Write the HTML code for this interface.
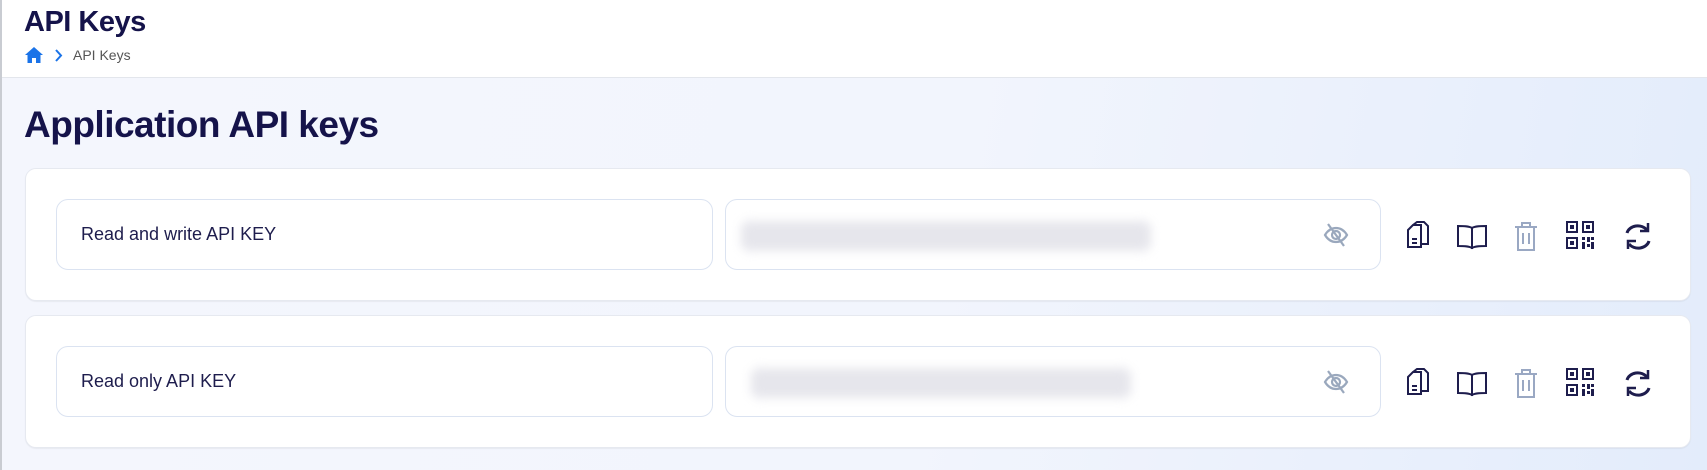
<!DOCTYPE html>
<html><head><meta charset="utf-8"><style>
*{box-sizing:border-box;margin:0;padding:0}
body{width:1707px;height:470px;overflow:hidden;font-family:"Liberation Sans",sans-serif;background:linear-gradient(100deg,#f4f6fd 0%,#f2f5fd 55%,#e3ecfb 100%);position:relative;border-left:2px solid #c9ccd2}
.hdr{position:absolute;left:0;top:0;width:1707px;height:78px;background:#fff;border-bottom:1px solid #e3e6ec}
.h1{position:absolute;left:22px;top:6px;font-size:29px;font-weight:bold;color:#15134a;letter-spacing:-0.5px}
.bc{position:absolute;left:71px;top:47px;font-size:14px;color:#555}
.title{position:absolute;left:22px;top:104px;font-size:37px;font-weight:bold;color:#15134a;letter-spacing:-0.5px}
.card{position:absolute;left:23px;width:1666px;height:133px;background:#fff;border:1px solid #e6e9f0;border-radius:11px;box-shadow:0 1px 1px rgba(0,0,0,.05)}
.in{position:absolute;height:71px;border:1px solid #dbe3f1;border-radius:12px;background:#fff}
.lbl{left:30px;width:657px;font-size:18px;color:#1e1d4d;line-height:69px;padding-left:24px}
.key{left:699px;width:656px}
.blur{position:absolute;left:15px;top:21px;height:30px;background:#e6e6ec;filter:blur(5px);border-radius:8px}
.ic{position:absolute}
</style></head><body>
<div class="hdr">
<div class="h1">API Keys</div>
<svg style="position:absolute;left:23px;top:47px" width="18" height="16" viewBox="0 0 18 16"><path d="M9 0L0 8h2.5v8h4.5v-5h4v5h4.5V8H18z" fill="#1a73e8"/></svg>
<svg style="position:absolute;left:52px;top:49px" width="9" height="13" viewBox="0 0 9 13"><path d="M2 1l5 5.5L2 12" fill="none" stroke="#1a73e8" stroke-width="2"/></svg>
<div class="bc">API Keys</div>
</div>
<div class="title">Application API keys</div>

<div class="card" style="top:168px">
<div class="in lbl" style="top:30px">Read and write API KEY</div>
<div class="in key" style="top:30px"><div class="blur" style="width:410px"></div>
<svg class="ic" style="left:597px;top:22px" width="26" height="26" viewBox="0 0 26 26" fill="none" stroke="#9aa8bd" stroke-width="2.2"><path d="M2 13c3-5 7-7 11-7s8 2 11 7c-3 5-7 7-11 7s-8-2-11-7z"/><circle cx="13" cy="13" r="4"/><path d="M5 2l16 22"/></svg>
</div>
<svg class="ic" style="left:1377px;top:51px" width="30" height="30" viewBox="0 0 30 30" fill="none" stroke="#1e1d4d" stroke-width="2"><path d="M5 10l5-5h8v22H5z"/><path d="M10 5l4-3h7l4 4v18h-7"/><path d="M9 19h5M9 23h5"/></svg>
<svg class="ic" style="left:1430px;top:53px" width="32" height="30" viewBox="0 0 32 30" fill="none" stroke="#1e1d4d" stroke-width="2"><path d="M16 6C13 4 7 4 2 4v20c5 0 11 0 14 2 3-2 9-2 14-2V4c-5 0-11 0-14 2zM16 6v21"/></svg>
<svg class="ic" style="left:1486px;top:51px" width="28" height="32" viewBox="0 0 28 32" fill="none" stroke="#9aa8c3" stroke-width="2"><path d="M3 7h22M10 7V3h8v4M6 7v23h16V7M11 13v11M17 13v11"/></svg>
<svg class="ic" style="left:1539px;top:51px" width="30" height="30" viewBox="0 0 30 30" fill="#1e1d4d"><path d="M1 1h12v12H1zM3 3v8h8V3zM5 5h4v4H5zM17 1h12v12H17zM19 3v8h8V3zM21 5h4v4h-4zM1 17h12v12H1zM3 19v8h8v-8zM5 21h4v4H5zM17 17h3v3h-3zM22 17h3v5h-3zM26 17h3v3h-3zM17 22h3v7h-3zM22 24h3v3h-3zM26 22h3v7h-3z"/></svg>
<svg class="ic" style="left:1596px;top:52px" width="32" height="30" viewBox="0 0 32 30" fill="none" stroke="#1e1d4d" stroke-width="3"><path d="M5 12a11 9 0 0 1 20-3"/><path d="M27 20a11 9 0 0 1-20 3"/><path d="M26 2v8h-8" stroke-width="2.5"/><path d="M6 28v-8h8" stroke-width="2.5"/></svg>
</div>

<div class="card" style="top:315px">
<div class="in lbl" style="top:30px">Read only API KEY</div>
<div class="in key" style="top:30px"><div class="blur" style="left:25px;width:380px"></div>
<svg class="ic" style="left:597px;top:22px" width="26" height="26" viewBox="0 0 26 26" fill="none" stroke="#9aa8bd" stroke-width="2.2"><path d="M2 13c3-5 7-7 11-7s8 2 11 7c-3 5-7 7-11 7s-8-2-11-7z"/><circle cx="13" cy="13" r="4"/><path d="M5 2l16 22"/></svg>
</div>
<svg class="ic" style="left:1377px;top:51px" width="30" height="30" viewBox="0 0 30 30" fill="none" stroke="#1e1d4d" stroke-width="2"><path d="M5 10l5-5h8v22H5z"/><path d="M10 5l4-3h7l4 4v18h-7"/><path d="M9 19h5M9 23h5"/></svg>
<svg class="ic" style="left:1430px;top:53px" width="32" height="30" viewBox="0 0 32 30" fill="none" stroke="#1e1d4d" stroke-width="2"><path d="M16 6C13 4 7 4 2 4v20c5 0 11 0 14 2 3-2 9-2 14-2V4c-5 0-11 0-14 2zM16 6v21"/></svg>
<svg class="ic" style="left:1486px;top:51px" width="28" height="32" viewBox="0 0 28 32" fill="none" stroke="#9aa8c3" stroke-width="2"><path d="M3 7h22M10 7V3h8v4M6 7v23h16V7M11 13v11M17 13v11"/></svg>
<svg class="ic" style="left:1539px;top:51px" width="30" height="30" viewBox="0 0 30 30" fill="#1e1d4d"><path d="M1 1h12v12H1zM3 3v8h8V3zM5 5h4v4H5zM17 1h12v12H17zM19 3v8h8V3zM21 5h4v4h-4zM1 17h12v12H1zM3 19v8h8v-8zM5 21h4v4H5zM17 17h3v3h-3zM22 17h3v5h-3zM26 17h3v3h-3zM17 22h3v7h-3zM22 24h3v3h-3zM26 22h3v7h-3z"/></svg>
<svg class="ic" style="left:1596px;top:52px" width="32" height="30" viewBox="0 0 32 30" fill="none" stroke="#1e1d4d" stroke-width="3"><path d="M5 12a11 9 0 0 1 20-3"/><path d="M27 20a11 9 0 0 1-20 3"/><path d="M26 2v8h-8" stroke-width="2.5"/><path d="M6 28v-8h8" stroke-width="2.5"/></svg>
</div>
</body></html>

* [Exercise]: Leaving out the pictures, repeat the data above exactly.

* [Task response]:
Write the HTML code for this interface.
<!DOCTYPE html>
<html><head><meta charset="utf-8"><style>
*{box-sizing:border-box;margin:0;padding:0}
body{width:1707px;height:470px;overflow:hidden;font-family:"Liberation Sans",sans-serif;background:linear-gradient(100deg,#f4f6fd 0%,#f2f5fd 55%,#e3ecfb 100%);position:relative;border-left:2px solid #c9ccd2}
.hdr{position:absolute;left:0;top:0;width:1707px;height:78px;background:#fff;border-bottom:1px solid #e3e6ec}
.h1{position:absolute;left:22px;top:6px;font-size:29px;font-weight:bold;color:#15134a;letter-spacing:-0.5px}
.bc{position:absolute;left:71px;top:47px;font-size:14px;color:#555}
.title{position:absolute;left:22px;top:104px;font-size:37px;font-weight:bold;color:#15134a;letter-spacing:-0.5px}
.card{position:absolute;left:23px;width:1666px;height:133px;background:#fff;border:1px solid #e6e9f0;border-radius:11px;box-shadow:0 1px 1px rgba(0,0,0,.05)}
.in{position:absolute;height:71px;border:1px solid #dbe3f1;border-radius:12px;background:#fff}
.lbl{left:30px;width:657px;font-size:18px;color:#1e1d4d;line-height:69px;padding-left:24px}
.key{left:699px;width:656px}
.blur{position:absolute;left:15px;top:21px;height:30px;background:#e6e6ec;filter:blur(5px);border-radius:8px}
.ic{position:absolute}
</style></head><body>
<div class="hdr">
<div class="h1">API Keys</div>
<svg style="position:absolute;left:23px;top:47px" width="18" height="16" viewBox="0 0 18 16"><path d="M9 0L0 8h2.5v8h4.5v-5h4v5h4.5V8H18z" fill="#1a73e8"/></svg>
<svg style="position:absolute;left:52px;top:49px" width="9" height="13" viewBox="0 0 9 13"><path d="M2 1l5 5.5L2 12" fill="none" stroke="#1a73e8" stroke-width="2"/></svg>
<div class="bc">API Keys</div>
</div>
<div class="title">Application API keys</div>

<div class="card" style="top:168px">
<div class="in lbl" style="top:30px">Read and write API KEY</div>
<div class="in key" style="top:30px"><div class="blur" style="width:410px"></div>
<svg class="ic" style="left:597px;top:22px" width="26" height="26" viewBox="0 0 26 26" fill="none" stroke="#9aa8bd" stroke-width="2.2"><path d="M2 13c3-5 7-7 11-7s8 2 11 7c-3 5-7 7-11 7s-8-2-11-7z"/><circle cx="13" cy="13" r="4"/><path d="M5 2l16 22"/></svg>
</div>
<svg class="ic" style="left:1377px;top:51px" width="30" height="30" viewBox="0 0 30 30" fill="none" stroke="#1e1d4d" stroke-width="2"><path d="M5 10l5-5h8v22H5z"/><path d="M10 5l4-3h7l4 4v18h-7"/><path d="M9 19h5M9 23h5"/></svg>
<svg class="ic" style="left:1430px;top:53px" width="32" height="30" viewBox="0 0 32 30" fill="none" stroke="#1e1d4d" stroke-width="2"><path d="M16 6C13 4 7 4 2 4v20c5 0 11 0 14 2 3-2 9-2 14-2V4c-5 0-11 0-14 2zM16 6v21"/></svg>
<svg class="ic" style="left:1486px;top:51px" width="28" height="32" viewBox="0 0 28 32" fill="none" stroke="#9aa8c3" stroke-width="2"><path d="M3 7h22M10 7V3h8v4M6 7v23h16V7M11 13v11M17 13v11"/></svg>
<svg class="ic" style="left:1539px;top:51px" width="30" height="30" viewBox="0 0 30 30" fill="#1e1d4d"><path d="M1 1h12v12H1zM3 3v8h8V3zM5 5h4v4H5zM17 1h12v12H17zM19 3v8h8V3zM21 5h4v4h-4zM1 17h12v12H1zM3 19v8h8v-8zM5 21h4v4H5zM17 17h3v3h-3zM22 17h3v5h-3zM26 17h3v3h-3zM17 22h3v7h-3zM22 24h3v3h-3zM26 22h3v7h-3z"/></svg>
<svg class="ic" style="left:1596px;top:52px" width="32" height="30" viewBox="0 0 32 30" fill="none" stroke="#1e1d4d" stroke-width="3"><path d="M5 12a11 9 0 0 1 20-3"/><path d="M27 20a11 9 0 0 1-20 3"/><path d="M26 2v8h-8" stroke-width="2.5"/><path d="M6 28v-8h8" stroke-width="2.5"/></svg>
</div>

<div class="card" style="top:315px">
<div class="in lbl" style="top:30px">Read only API KEY</div>
<div class="in key" style="top:30px"><div class="blur" style="left:25px;width:380px"></div>
<svg class="ic" style="left:597px;top:22px" width="26" height="26" viewBox="0 0 26 26" fill="none" stroke="#9aa8bd" stroke-width="2.2"><path d="M2 13c3-5 7-7 11-7s8 2 11 7c-3 5-7 7-11 7s-8-2-11-7z"/><circle cx="13" cy="13" r="4"/><path d="M5 2l16 22"/></svg>
</div>
<svg class="ic" style="left:1377px;top:51px" width="30" height="30" viewBox="0 0 30 30" fill="none" stroke="#1e1d4d" stroke-width="2"><path d="M5 10l5-5h8v22H5z"/><path d="M10 5l4-3h7l4 4v18h-7"/><path d="M9 19h5M9 23h5"/></svg>
<svg class="ic" style="left:1430px;top:53px" width="32" height="30" viewBox="0 0 32 30" fill="none" stroke="#1e1d4d" stroke-width="2"><path d="M16 6C13 4 7 4 2 4v20c5 0 11 0 14 2 3-2 9-2 14-2V4c-5 0-11 0-14 2zM16 6v21"/></svg>
<svg class="ic" style="left:1486px;top:51px" width="28" height="32" viewBox="0 0 28 32" fill="none" stroke="#9aa8c3" stroke-width="2"><path d="M3 7h22M10 7V3h8v4M6 7v23h16V7M11 13v11M17 13v11"/></svg>
<svg class="ic" style="left:1539px;top:51px" width="30" height="30" viewBox="0 0 30 30" fill="#1e1d4d"><path d="M1 1h12v12H1zM3 3v8h8V3zM5 5h4v4H5zM17 1h12v12H17zM19 3v8h8V3zM21 5h4v4h-4zM1 17h12v12H1zM3 19v8h8v-8zM5 21h4v4H5zM17 17h3v3h-3zM22 17h3v5h-3zM26 17h3v3h-3zM17 22h3v7h-3zM22 24h3v3h-3zM26 22h3v7h-3z"/></svg>
<svg class="ic" style="left:1596px;top:52px" width="32" height="30" viewBox="0 0 32 30" fill="none" stroke="#1e1d4d" stroke-width="3"><path d="M5 12a11 9 0 0 1 20-3"/><path d="M27 20a11 9 0 0 1-20 3"/><path d="M26 2v8h-8" stroke-width="2.5"/><path d="M6 28v-8h8" stroke-width="2.5"/></svg>
</div>
</body></html>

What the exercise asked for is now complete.